Ebensowenig wie aus Art. 20 a GG läßt sich ein Anspruch auf Befreiung vom Anschluß- und Benutzungszwang aus der von der Beschwerde angeführten gemeinschaftsrechtlichen Richtlinie über die Verringerung des Abwasseranfalls und des Trinkwasserverbrauchs herleiten: Gleiches gilt für die von der Beschwerde zitierte bundesrechtliche Vorschrift des § 1 a Abs. 2 WHG.
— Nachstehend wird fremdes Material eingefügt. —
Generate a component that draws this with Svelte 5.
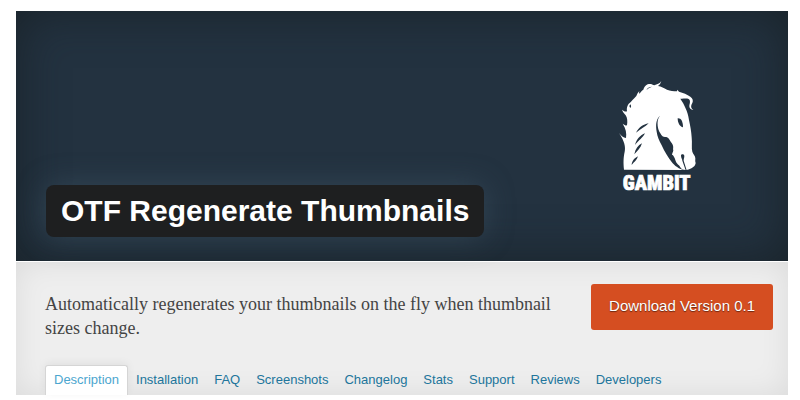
<script lang="ts">
	interface Tab {
		label: string;
		id: string;
	}

	const tabs: Tab[] = [
		{ label: 'Description', id: 'description' },
		{ label: 'Installation', id: 'installation' },
		{ label: 'FAQ', id: 'faq' },
		{ label: 'Screenshots', id: 'screenshots' },
		{ label: 'Changelog', id: 'changelog' },
		{ label: 'Stats', id: 'stats' },
		{ label: 'Support', id: 'support' },
		{ label: 'Reviews', id: 'reviews' },
		{ label: 'Developers', id: 'developers' }
	];

	let active = $state('description');
</script>

<main class="plugin">
	<header class="banner">
		<h1 class="plugin-title">OTF Regenerate Thumbnails</h1>
		<svg class="logo" viewBox="0 0 240 340" role="img" aria-label="Gambit">
			<path
				d="M12 257 C10 235 10 222 14 203 C17 190 14 172 -3 147 C4 156 10 161 18 162 C20 148 18 134 8 119 C14 124 18 125 21 124 C23 112 22 101 17 94 C13 88 8 84 6 77 C12 82 17 84 21 82 C19 68 24 60 33 53 C40 46 43 42 49 36 C51 30 54 25 58 21 C57 26 57 28 59 29 C62 24 65 20 70 17 C72 10 76 4 83 1 C91 -2 97 1 103 4 C111 1 119 -1 124 -9 C122 -2 119 3 114 6 C124 8 132 12 141 17 C151 21 160 22 171 22 L172 17 L177 23 C189 26 202 31 211 38 C219 44 220 50 217 57 C212 66 212 72 220 78 C210 77 206 69 209 60 C211 52 210 47 206 45 C198 42 190 45 181 44 C188 54 192 62 196 71 C202 83 205 94 207 108 C211 126 214 143 215 160 C217 177 214 193 217 203 C219 211 226 214 226 223 C226 228 225 232 227 237 C226 246 218 254 199 258 Z"
			/>
			<path
				class="cut"
				d="M120 95 C113 103 112 114 113 125 C114 135 117 142 121 148 C126 158 131 160 138 159 C148 161 149 170 155 177 C163 188 158 193 160 199 C159 204 157 207 156 212 C160 213 164 220 167 231 C171 242 177 241 181 250 C184 256 189 257 199 259 C184 259 168 249 158 238 C143 220 134 203 125 184 C117 168 112 158 110 143 C107 125 107 107 120 95Z"
			/>
			<path class="cut" d="M173 103 C183 102 189 112 189 130 C180 128 173 118 173 103Z" />
			<path class="cut" d="M183 215 C183 209 193 209 193 216 C193 221 191 224 191 230 L200 259 L197 259 L187 230 C187 224 183 222 183 215Z" />
			<path class="cut" d="M31 61 C27 65 28 69 31 72 C34 69 34 65 31 61Z M79 18 C83 10 89 8 96 8 C88 11 83 14 79 18Z" />
			<path
				class="cut"
				d="M48 146 C57 130 69 121 86 118 C75 129 63 134 48 146Z M45 183 C50 165 61 154 75 148 C69 161 56 169 45 183Z M43 211 C46 195 54 184 66 178 C62 192 52 200 43 211Z M35 243 C36 230 44 222 54 217 C51 229 42 234 35 243Z"
			/>
			<text x="8" y="317">GAMBIT</text>
		</svg>
	</header>

	<section class="summary">
		<div class="intro">
			<p class="description">
				Automatically regenerates your thumbnails on the fly when thumbnail sizes change.
			</p>
			<a class="download" href="#download">Download Version 0.1</a>
		</div>
		<nav class="tabs" aria-label="Plugin sections">
			{#each tabs as tab (tab.id)}
				<a
					href="#{tab.id}"
					class:active={active === tab.id}
					aria-current={active === tab.id ? 'page' : undefined}
					onclick={() => (active = tab.id)}>{tab.label}</a
				>
			{/each}
		</nav>
	</section>
</main>

<style>
	:global(body) {
		background: #fff;
	}

	.plugin {
		margin: 11px 12px 5px 16px;
		font-family: 'Liberation Sans', Arial, sans-serif;
	}

	.banner {
		display: flex;
		align-items: flex-end;
		justify-content: space-between;
		gap: 24px;
		min-height: 250px;
		box-sizing: border-box;
		padding: 24px 88px 24px 30px;
		background: #233240;
		box-shadow: inset 0 0 48px rgba(22, 28, 32, 0.7);
	}

	.plugin-title {
		margin: 0;
		padding: 8px 15px;
		border-radius: 8px;
		background: #1e1f20;
		box-shadow: 0 0 30px rgba(70, 95, 110, 0.45);
		color: #fff;
		font-size: 30px;
		font-weight: bold;
		line-height: 36px;
	}

	.logo {
		flex: none;
		width: 80px;
		margin-bottom: 40px;
		overflow: visible;
		fill: #fff;
	}

	.logo .cut {
		fill: #233240;
	}

	.logo text {
		font-family: 'Liberation Sans Narrow', 'Roboto Condensed', Roboto, sans-serif;
		font-size: 61px;
		font-weight: 900;
		stroke: #fff;
		stroke-width: 2px;
	}

	.summary {
		margin-top: 1px;
		padding: 22px 15px 0 29px;
		background: #eee;
		box-shadow: inset 0 0 30px rgba(0, 0, 0, 0.08);
	}

	.intro {
		display: flex;
		align-items: flex-start;
		justify-content: space-between;
		gap: 24px;
		min-height: 81px;
	}

	.description {
		max-width: 512px;
		margin: 8px 0 0;
		color: #444;
		font-family: Georgia, 'Liberation Serif', serif;
		font-size: 18px;
		line-height: 24px;
	}

	.download {
		flex: none;
		padding: 10px 18px 12px;
		border-radius: 3px;
		background: #d54e21;
		color: #fff;
		font-size: 15px;
		line-height: 24px;
		text-decoration: none;
		text-shadow: 0 1px 1px rgba(0, 0, 0, 0.5);
	}

	.tabs {
		display: flex;
	}

	.tabs a {
		padding: 6px 8px 7px;
		border-top: 1px solid transparent;
		border-radius: 3px 3px 0 0;
		color: #21759b;
		font-size: 13px;
		line-height: 16px;
		text-decoration: none;
	}

	.tabs a.active {
		border: 1px solid #d5d5d5;
		border-bottom: 0;
		background: #fff;
		box-shadow: 0 -2px 8px rgba(0, 0, 0, 0.06);
		color: #4ca6cf;
	}
</style>
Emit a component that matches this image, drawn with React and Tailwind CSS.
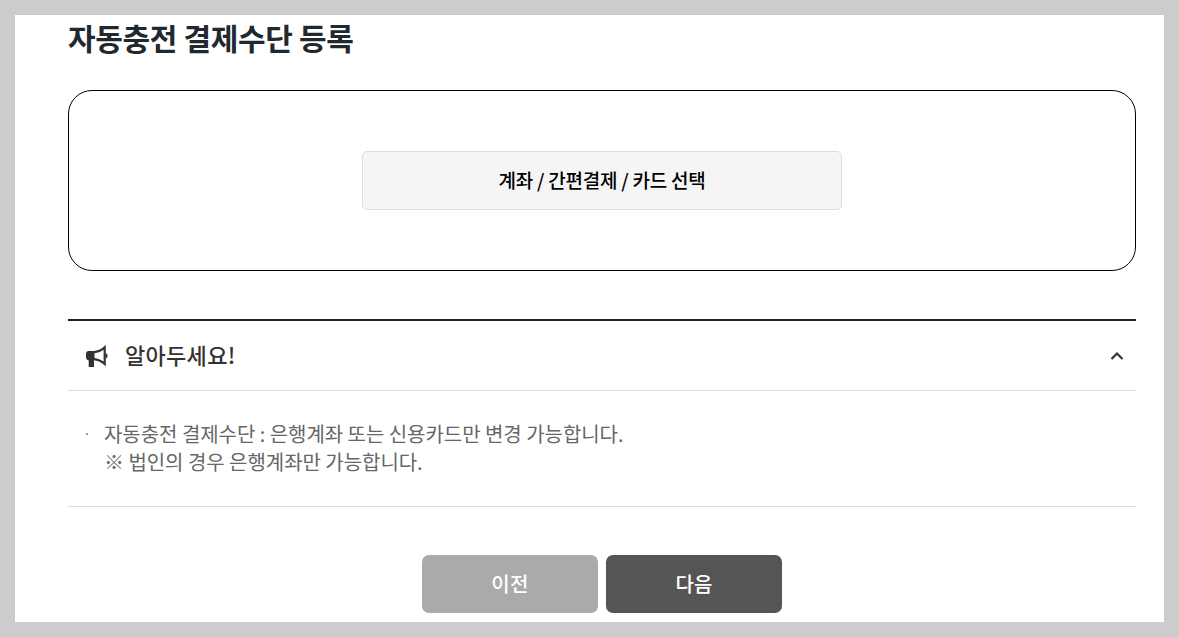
export default function App() {
  return (
    <div className="h-[637px] w-[1179px] bg-[#ccc] p-[15px] font-['Noto_Sans_CJK_KR',sans-serif]">
      <main className="flex h-[607px] flex-col bg-white pl-[53px] pr-7">
        <h1 className="h-12 text-[30px] leading-[45px] font-bold tracking-[-0.35px] text-[#1f292f]">자동충전 결제수단 등록</h1>
        <section className="mt-[27px] flex h-[181px] shrink-0 items-center justify-center rounded-[24px] border border-black">
          <button className="h-[59px] w-[480px] rounded-[5px] border border-[#ddd] bg-[#f5f5f5] text-[19px] font-medium tracking-[-0.24px] text-black">계좌 / 간편결제 / 카드 선택</button>
        </section>
        <section className="mt-12 border-t-2 border-b border-t-[#231f20] border-b-[#ddd]">
          <header className="flex h-[70px] items-center border-b border-[#ddd] pl-[17px] pr-3">
            <svg className="h-[24px] w-[24px]" viewBox="0 0 24 24">
              <path d="M3.500 7H9.500V15.800H9V23H3.700V16.300C2 16 1 14.800 1 13V10C1 8 2 7 3.500 7Z" fill="#333" />
              <path d="M9 8.100C12.500 8 16.500 6.200 19.700 3.400V20C16.500 17.200 12.500 15.400 9 15.200" fill="none" stroke="#333" strokeWidth="2.200" />
              <path d="M20.500 9C23.300 9.700 23.300 13.900 20.500 14.600Z" fill="#333" />
            </svg>
            <h2 className="ml-4 pb-[3px] text-[22px] font-medium tracking-[0.3px] text-[#333]">알아두세요!</h2>
            <svg className="ml-auto h-3 w-[14px]" viewBox="0 0 14 12"><path d="M1.500 9L7 3.500L12.500 9" fill="none" stroke="#333" strokeWidth="2.200" /></svg>
          </header>
          <div className="flex h-[115px] pl-4 pt-[29px] text-[20px] leading-7 tracking-[-0.04px] text-[#666]">
            <div className="w-5 pt-[13px] pl-[2px]"><div className="size-[2px] bg-[#999]" /></div>
            <p>자동충전 결제수단 : 은행계좌 또는 신용카드만 변경 가능합니다.<br />※ 법인의 경우 은행계좌만 가능합니다.</p>
          </div>
        </section>
        <div className="mt-12 flex justify-center gap-2 text-[20px] font-medium text-white">
          <button className="h-[58px] w-44 rounded-[7px] bg-[#aaa] tracking-[0.4px]">이전</button>
          <button className="h-[58px] w-44 rounded-[7px] bg-[#555] tracking-[0.2px]">다음</button>
        </div>
      </main>
    </div>
  );
}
Schließlich wirft auch die Auslegung der von der Beschwerde gegenüber dem irrevisiblen Recht als vermeintlicher korrigierender Maßstab herangezogenen bundesrechtlichen Vorschrift des § 18 a WHG keine entscheidungserhebliche ungeklärte Frage von grundsätzlicher Bedeutung auf. Der durch das Sechste Gesetz zur Änderung des Wasserhaushaltsgesetzes vom 11. November 1996 (BGBl I S. 1690) in § 18 a Abs. 1 angefügte Satz 2 "Dem Wohl der Allgemeinheit kann auch die Beseitigung von häuslichem Abwasser durch dezentrale Anlagen entsprechen", soll den Gemeinden mehr Spielraum für die "Optimierung ihrer Entsorgungskonzepte" eröffnen, weil dezentrale Entsorgungseinrichtungen kostensparender als zentrale Systeme mit langen Kanalnetzen sein können und die umweltrechtlichen Anforderungen ebenfalls zu erfüllen vermögen (vgl. BTDrucks 13/4788, S. 20 <zu Nr. 4 a § 18 a>). Die Vorschrift zwingt Gemeinden dagegen nicht, von der Anordnung des Anschluß- und Benutzungszwangs hinsichtlich einer bestehenden zentralen Abwasserbeseitigungsanlage abzusehen und begründet keinen Anspruch auf Befreiung vom Anschluß an das öffentliche Kanalnetz.

Die Kostenentscheidung folgt aus § 154 Abs. 2 VwGO. Die Streitwertfestsetzung beruht auf § 13 Abs. 1, § 73 Abs. 1 Satz 2 GKG.